## PROBLEM DETAILS
Spot every line with the word "React" and return it.

..............................

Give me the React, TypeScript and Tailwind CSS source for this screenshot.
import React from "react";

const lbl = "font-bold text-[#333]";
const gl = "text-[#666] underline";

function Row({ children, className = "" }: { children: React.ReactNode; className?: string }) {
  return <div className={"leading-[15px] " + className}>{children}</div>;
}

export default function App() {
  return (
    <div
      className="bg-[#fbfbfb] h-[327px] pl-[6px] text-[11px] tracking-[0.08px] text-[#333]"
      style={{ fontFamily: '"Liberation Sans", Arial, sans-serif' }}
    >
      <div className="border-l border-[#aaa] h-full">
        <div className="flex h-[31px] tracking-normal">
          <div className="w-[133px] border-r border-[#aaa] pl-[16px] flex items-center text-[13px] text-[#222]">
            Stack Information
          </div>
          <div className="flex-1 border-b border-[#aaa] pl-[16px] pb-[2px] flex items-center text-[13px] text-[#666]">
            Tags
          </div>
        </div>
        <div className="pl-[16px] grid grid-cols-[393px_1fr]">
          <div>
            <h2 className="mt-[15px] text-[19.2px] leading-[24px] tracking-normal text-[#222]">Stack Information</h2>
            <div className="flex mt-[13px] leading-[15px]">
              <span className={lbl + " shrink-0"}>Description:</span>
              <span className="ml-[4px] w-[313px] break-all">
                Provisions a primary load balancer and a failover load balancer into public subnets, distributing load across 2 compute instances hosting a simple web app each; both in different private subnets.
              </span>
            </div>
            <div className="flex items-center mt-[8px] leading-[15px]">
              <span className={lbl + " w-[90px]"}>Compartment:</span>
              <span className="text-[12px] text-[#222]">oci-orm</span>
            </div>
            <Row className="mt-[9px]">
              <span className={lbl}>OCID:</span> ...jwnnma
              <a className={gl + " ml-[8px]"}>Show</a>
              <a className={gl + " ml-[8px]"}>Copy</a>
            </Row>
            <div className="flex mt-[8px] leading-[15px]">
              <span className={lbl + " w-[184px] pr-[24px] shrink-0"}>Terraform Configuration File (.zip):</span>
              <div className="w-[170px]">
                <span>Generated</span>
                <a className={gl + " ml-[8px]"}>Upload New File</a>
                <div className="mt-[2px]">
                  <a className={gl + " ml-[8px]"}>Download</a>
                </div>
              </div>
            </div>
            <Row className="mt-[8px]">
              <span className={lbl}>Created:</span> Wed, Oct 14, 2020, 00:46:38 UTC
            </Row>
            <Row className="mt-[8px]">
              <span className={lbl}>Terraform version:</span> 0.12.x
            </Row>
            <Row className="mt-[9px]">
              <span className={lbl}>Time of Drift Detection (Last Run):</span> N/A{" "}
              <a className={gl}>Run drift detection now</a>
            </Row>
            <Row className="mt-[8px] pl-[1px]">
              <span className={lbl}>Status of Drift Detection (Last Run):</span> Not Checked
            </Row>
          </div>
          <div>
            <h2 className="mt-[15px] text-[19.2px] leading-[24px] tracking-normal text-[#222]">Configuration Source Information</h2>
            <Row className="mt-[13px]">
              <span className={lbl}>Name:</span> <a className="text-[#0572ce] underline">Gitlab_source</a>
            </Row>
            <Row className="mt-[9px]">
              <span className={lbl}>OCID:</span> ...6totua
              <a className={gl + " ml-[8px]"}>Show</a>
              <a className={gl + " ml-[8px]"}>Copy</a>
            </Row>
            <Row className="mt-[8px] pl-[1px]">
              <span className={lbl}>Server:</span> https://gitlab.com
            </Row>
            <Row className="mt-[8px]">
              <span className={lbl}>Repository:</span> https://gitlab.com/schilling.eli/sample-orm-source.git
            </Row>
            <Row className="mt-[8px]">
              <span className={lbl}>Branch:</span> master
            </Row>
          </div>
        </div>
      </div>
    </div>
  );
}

..............................

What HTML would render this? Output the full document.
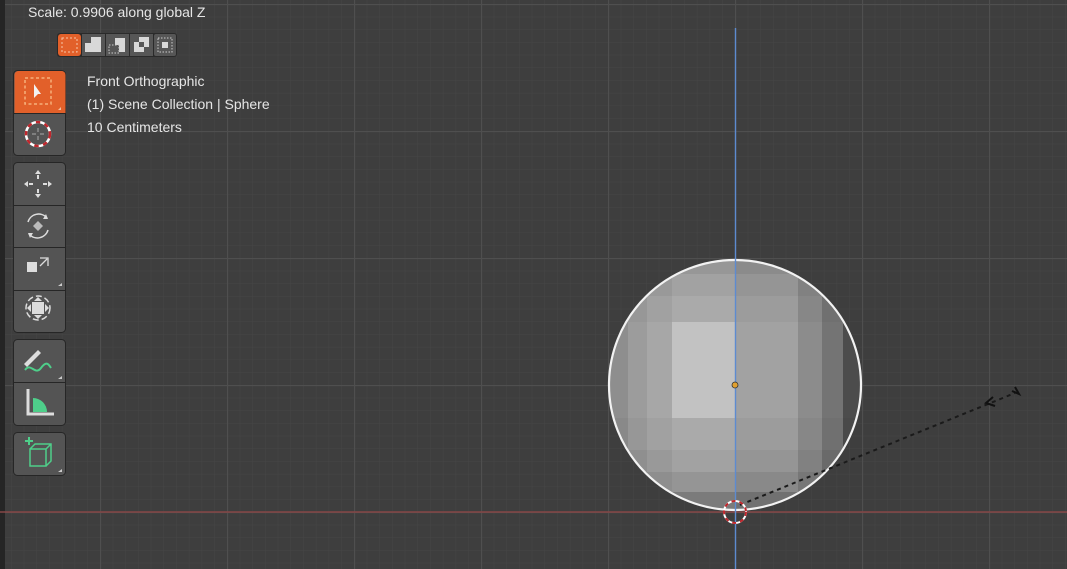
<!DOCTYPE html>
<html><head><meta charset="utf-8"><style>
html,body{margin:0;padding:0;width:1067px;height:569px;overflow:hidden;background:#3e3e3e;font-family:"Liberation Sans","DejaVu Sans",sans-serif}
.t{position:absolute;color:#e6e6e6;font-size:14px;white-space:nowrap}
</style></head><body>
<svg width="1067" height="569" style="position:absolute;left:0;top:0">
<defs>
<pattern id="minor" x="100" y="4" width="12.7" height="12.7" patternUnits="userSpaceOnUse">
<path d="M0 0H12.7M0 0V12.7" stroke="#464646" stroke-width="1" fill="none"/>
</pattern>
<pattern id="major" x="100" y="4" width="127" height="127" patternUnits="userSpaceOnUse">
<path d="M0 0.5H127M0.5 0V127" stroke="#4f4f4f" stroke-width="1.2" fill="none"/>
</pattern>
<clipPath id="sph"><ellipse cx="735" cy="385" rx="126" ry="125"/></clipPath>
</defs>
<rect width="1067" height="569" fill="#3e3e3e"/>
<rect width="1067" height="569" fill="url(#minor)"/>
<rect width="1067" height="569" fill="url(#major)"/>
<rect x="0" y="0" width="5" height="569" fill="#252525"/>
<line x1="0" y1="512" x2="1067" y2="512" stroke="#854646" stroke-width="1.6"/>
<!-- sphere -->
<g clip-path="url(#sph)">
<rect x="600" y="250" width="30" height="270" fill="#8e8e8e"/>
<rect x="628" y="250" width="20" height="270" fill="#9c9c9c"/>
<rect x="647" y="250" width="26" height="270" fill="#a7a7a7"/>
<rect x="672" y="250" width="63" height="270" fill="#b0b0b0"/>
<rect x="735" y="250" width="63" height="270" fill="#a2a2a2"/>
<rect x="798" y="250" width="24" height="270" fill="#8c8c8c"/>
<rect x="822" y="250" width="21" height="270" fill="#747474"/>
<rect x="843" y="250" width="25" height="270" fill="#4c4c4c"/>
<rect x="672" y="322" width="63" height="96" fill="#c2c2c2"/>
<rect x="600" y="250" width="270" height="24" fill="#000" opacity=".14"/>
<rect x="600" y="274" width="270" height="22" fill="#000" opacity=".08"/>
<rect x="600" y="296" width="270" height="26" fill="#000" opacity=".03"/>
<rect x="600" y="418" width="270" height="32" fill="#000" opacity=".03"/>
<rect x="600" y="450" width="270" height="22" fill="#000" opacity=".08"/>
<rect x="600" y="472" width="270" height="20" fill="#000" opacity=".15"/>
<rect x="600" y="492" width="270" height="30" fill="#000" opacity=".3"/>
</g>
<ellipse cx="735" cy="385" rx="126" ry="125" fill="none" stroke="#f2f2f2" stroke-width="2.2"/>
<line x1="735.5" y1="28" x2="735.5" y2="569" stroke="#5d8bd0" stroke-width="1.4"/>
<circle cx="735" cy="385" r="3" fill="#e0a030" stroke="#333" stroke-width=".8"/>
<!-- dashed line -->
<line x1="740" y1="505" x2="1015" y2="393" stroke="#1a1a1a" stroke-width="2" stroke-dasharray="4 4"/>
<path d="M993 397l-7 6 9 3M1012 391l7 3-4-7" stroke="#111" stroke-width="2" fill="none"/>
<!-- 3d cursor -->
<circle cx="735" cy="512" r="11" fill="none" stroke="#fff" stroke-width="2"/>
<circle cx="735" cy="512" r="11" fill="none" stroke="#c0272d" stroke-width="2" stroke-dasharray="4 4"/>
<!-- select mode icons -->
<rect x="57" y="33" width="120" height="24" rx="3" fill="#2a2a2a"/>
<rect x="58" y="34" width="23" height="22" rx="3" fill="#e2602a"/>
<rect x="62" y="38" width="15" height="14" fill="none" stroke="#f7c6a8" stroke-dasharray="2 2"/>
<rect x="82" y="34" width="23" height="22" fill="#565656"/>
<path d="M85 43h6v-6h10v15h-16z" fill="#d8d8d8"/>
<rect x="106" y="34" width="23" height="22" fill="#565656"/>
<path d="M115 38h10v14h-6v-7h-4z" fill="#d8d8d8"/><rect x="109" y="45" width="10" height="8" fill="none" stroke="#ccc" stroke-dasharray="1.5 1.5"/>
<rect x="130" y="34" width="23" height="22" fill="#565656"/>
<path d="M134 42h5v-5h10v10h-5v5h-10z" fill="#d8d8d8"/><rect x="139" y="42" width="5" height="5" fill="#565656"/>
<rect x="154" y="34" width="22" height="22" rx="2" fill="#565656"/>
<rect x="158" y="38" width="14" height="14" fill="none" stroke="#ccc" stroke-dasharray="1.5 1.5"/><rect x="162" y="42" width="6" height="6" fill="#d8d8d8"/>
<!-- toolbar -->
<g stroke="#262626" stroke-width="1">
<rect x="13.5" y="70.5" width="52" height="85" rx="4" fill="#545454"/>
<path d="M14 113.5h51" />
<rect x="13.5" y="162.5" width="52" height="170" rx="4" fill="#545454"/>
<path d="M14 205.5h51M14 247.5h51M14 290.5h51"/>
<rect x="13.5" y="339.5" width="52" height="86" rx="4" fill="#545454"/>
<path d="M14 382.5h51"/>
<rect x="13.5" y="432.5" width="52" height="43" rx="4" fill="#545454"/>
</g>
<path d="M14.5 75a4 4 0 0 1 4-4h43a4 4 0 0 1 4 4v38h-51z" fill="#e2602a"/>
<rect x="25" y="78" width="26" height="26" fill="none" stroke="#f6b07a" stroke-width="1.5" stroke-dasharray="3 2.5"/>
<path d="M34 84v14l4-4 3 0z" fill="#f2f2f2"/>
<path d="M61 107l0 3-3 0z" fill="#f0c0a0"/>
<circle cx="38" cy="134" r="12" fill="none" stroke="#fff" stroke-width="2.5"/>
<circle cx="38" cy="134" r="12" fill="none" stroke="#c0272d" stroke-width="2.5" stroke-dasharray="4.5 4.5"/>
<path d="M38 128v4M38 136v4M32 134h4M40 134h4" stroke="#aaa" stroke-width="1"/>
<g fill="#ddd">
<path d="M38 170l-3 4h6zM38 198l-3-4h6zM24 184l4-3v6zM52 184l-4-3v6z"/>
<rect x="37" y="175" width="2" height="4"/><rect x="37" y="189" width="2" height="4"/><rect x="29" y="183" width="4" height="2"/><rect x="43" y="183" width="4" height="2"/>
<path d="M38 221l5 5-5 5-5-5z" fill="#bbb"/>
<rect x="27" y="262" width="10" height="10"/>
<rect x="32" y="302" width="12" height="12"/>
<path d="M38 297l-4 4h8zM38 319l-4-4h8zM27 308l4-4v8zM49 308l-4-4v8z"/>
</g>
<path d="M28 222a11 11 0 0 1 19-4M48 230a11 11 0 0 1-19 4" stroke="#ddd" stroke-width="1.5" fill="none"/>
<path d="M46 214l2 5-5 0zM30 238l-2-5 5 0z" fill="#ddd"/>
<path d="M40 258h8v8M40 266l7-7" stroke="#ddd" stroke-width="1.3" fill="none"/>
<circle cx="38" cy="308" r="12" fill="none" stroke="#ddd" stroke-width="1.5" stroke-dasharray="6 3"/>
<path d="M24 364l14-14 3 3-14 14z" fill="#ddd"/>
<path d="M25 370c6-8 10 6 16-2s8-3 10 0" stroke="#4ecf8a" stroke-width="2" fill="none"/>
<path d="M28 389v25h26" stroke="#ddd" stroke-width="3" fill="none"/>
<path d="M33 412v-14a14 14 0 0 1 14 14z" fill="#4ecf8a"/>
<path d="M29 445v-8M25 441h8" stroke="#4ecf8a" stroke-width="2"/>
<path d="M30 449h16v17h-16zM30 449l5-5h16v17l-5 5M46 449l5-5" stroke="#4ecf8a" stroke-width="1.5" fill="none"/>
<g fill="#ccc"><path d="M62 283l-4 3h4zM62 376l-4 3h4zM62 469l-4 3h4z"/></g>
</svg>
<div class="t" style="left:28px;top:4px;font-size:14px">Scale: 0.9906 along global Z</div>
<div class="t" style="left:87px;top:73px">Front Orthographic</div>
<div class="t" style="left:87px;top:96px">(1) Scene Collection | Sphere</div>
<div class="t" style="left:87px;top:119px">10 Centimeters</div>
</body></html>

..............................

## THE COMPLETED TASK
Give me the React, TypeScript and Tailwind CSS source for this screenshot.
import React from "react";
function Row({ children, className = "" }: { children: React.ReactNode; className?: string }) {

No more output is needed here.